### BRIEF
Set down the full listing exactly as given. Any pictures are to be left out.

### SOURCE MATERIAL
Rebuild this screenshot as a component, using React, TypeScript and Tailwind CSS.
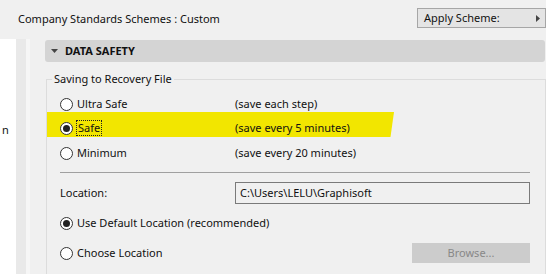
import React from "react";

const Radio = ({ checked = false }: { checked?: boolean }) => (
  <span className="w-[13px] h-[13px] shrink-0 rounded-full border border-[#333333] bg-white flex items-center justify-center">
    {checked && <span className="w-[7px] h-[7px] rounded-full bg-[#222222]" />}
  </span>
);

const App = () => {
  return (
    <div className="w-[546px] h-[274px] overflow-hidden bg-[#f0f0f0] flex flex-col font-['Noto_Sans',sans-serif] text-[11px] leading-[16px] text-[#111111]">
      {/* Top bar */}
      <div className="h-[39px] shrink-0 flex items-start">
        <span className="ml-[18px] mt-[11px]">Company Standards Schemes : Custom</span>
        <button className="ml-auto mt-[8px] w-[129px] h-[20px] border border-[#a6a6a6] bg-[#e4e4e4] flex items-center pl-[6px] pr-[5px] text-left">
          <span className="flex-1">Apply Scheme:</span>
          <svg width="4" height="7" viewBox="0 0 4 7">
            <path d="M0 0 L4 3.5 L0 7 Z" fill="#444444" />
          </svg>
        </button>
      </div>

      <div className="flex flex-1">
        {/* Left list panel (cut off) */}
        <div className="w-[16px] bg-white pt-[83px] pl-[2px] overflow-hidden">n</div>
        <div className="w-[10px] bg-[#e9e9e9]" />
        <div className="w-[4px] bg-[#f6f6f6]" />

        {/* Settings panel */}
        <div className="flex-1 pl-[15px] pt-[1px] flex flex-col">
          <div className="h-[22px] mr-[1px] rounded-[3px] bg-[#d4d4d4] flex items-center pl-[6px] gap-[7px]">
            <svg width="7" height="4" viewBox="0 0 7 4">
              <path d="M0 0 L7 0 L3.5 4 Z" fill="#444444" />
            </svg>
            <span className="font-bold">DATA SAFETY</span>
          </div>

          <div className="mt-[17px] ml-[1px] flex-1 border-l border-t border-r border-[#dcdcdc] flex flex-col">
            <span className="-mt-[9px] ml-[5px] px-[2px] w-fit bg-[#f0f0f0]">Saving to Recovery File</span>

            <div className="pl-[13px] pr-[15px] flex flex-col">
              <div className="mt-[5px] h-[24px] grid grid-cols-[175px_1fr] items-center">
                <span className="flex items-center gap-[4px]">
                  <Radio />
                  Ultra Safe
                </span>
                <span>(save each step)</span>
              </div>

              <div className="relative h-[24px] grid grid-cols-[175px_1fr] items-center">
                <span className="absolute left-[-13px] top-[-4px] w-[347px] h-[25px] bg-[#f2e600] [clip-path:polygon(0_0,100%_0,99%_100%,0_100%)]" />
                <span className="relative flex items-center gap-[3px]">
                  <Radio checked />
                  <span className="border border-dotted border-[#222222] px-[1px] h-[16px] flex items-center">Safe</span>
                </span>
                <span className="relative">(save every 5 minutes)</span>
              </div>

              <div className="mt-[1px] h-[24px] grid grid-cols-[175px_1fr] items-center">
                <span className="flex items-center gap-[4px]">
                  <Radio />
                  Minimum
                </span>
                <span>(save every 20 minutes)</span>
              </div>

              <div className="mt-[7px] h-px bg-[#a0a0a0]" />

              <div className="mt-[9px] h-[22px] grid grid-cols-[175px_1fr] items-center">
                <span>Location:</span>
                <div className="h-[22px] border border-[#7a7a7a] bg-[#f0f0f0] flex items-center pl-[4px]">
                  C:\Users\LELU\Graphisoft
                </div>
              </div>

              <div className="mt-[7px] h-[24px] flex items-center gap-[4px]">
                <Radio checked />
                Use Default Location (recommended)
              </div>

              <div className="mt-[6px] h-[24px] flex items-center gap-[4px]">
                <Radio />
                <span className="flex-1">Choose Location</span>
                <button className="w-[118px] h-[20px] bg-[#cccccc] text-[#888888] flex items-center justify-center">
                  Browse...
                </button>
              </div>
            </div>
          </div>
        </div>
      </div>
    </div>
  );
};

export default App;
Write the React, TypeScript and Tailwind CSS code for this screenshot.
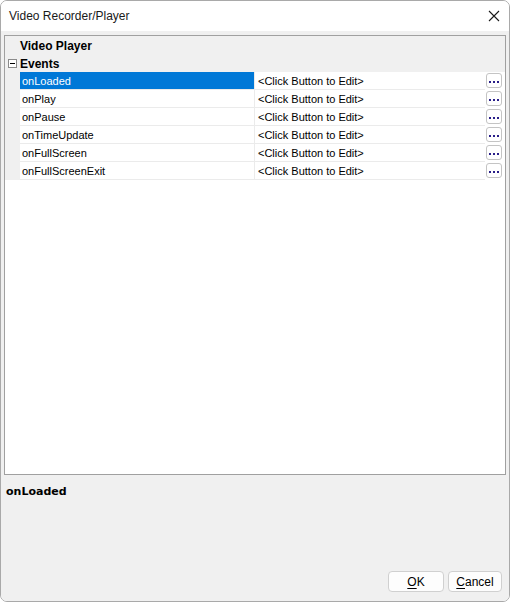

### ANSWER BELOW
Rebuild this screenshot as a component, using React, TypeScript and Tailwind CSS.
import React from "react";

const Radio = ({ checked = false }: { checked?: boolean }) => (
  <span className="w-[13px] h-[13px] shrink-0 rounded-full border border-[#333333] bg-white flex items-center justify-center">
    {checked && <span className="w-[7px] h-[7px] rounded-full bg-[#222222]" />}
  </span>
);

const App = () => {
  return (
    <div className="w-[546px] h-[274px] overflow-hidden bg-[#f0f0f0] flex flex-col font-['Noto_Sans',sans-serif] text-[11px] leading-[16px] text-[#111111]">
      {/* Top bar */}
      <div className="h-[39px] shrink-0 flex items-start">
        <span className="ml-[18px] mt-[11px]">Company Standards Schemes : Custom</span>
        <button className="ml-auto mt-[8px] w-[129px] h-[20px] border border-[#a6a6a6] bg-[#e4e4e4] flex items-center pl-[6px] pr-[5px] text-left">
          <span className="flex-1">Apply Scheme:</span>
          <svg width="4" height="7" viewBox="0 0 4 7">
            <path d="M0 0 L4 3.5 L0 7 Z" fill="#444444" />
          </svg>
        </button>
      </div>

      <div className="flex flex-1">
        {/* Left list panel (cut off) */}
        <div className="w-[16px] bg-white pt-[83px] pl-[2px] overflow-hidden">n</div>
        <div className="w-[10px] bg-[#e9e9e9]" />
        <div className="w-[4px] bg-[#f6f6f6]" />

        {/* Settings panel */}
        <div className="flex-1 pl-[15px] pt-[1px] flex flex-col">
          <div className="h-[22px] mr-[1px] rounded-[3px] bg-[#d4d4d4] flex items-center pl-[6px] gap-[7px]">
            <svg width="7" height="4" viewBox="0 0 7 4">
              <path d="M0 0 L7 0 L3.5 4 Z" fill="#444444" />
            </svg>
            <span className="font-bold">DATA SAFETY</span>
          </div>

          <div className="mt-[17px] ml-[1px] flex-1 border-l border-t border-r border-[#dcdcdc] flex flex-col">
            <span className="-mt-[9px] ml-[5px] px-[2px] w-fit bg-[#f0f0f0]">Saving to Recovery File</span>

            <div className="pl-[13px] pr-[15px] flex flex-col">
              <div className="mt-[5px] h-[24px] grid grid-cols-[175px_1fr] items-center">
                <span className="flex items-center gap-[4px]">
                  <Radio />
                  Ultra Safe
                </span>
                <span>(save each step)</span>
              </div>

              <div className="relative h-[24px] grid grid-cols-[175px_1fr] items-center">
                <span className="absolute left-[-13px] top-[-4px] w-[347px] h-[25px] bg-[#f2e600] [clip-path:polygon(0_0,100%_0,99%_100%,0_100%)]" />
                <span className="relative flex items-center gap-[3px]">
                  <Radio checked />
                  <span className="border border-dotted border-[#222222] px-[1px] h-[16px] flex items-center">Safe</span>
                </span>
                <span className="relative">(save every 5 minutes)</span>
              </div>

              <div className="mt-[1px] h-[24px] grid grid-cols-[175px_1fr] items-center">
                <span className="flex items-center gap-[4px]">
                  <Radio />
                  Minimum
                </span>
                <span>(save every 20 minutes)</span>
              </div>

              <div className="mt-[7px] h-px bg-[#a0a0a0]" />

              <div className="mt-[9px] h-[22px] grid grid-cols-[175px_1fr] items-center">
                <span>Location:</span>
                <div className="h-[22px] border border-[#7a7a7a] bg-[#f0f0f0] flex items-center pl-[4px]">
                  C:\Users\LELU\Graphisoft
                </div>
              </div>

              <div className="mt-[7px] h-[24px] flex items-center gap-[4px]">
                <Radio checked />
                Use Default Location (recommended)
              </div>

              <div className="mt-[6px] h-[24px] flex items-center gap-[4px]">
                <Radio />
                <span className="flex-1">Choose Location</span>
                <button className="w-[118px] h-[20px] bg-[#cccccc] text-[#888888] flex items-center justify-center">
                  Browse...
                </button>
              </div>
            </div>
          </div>
        </div>
      </div>
    </div>
  );
};

export default App;
Write the React, TypeScript and Tailwind CSS code for this screenshot.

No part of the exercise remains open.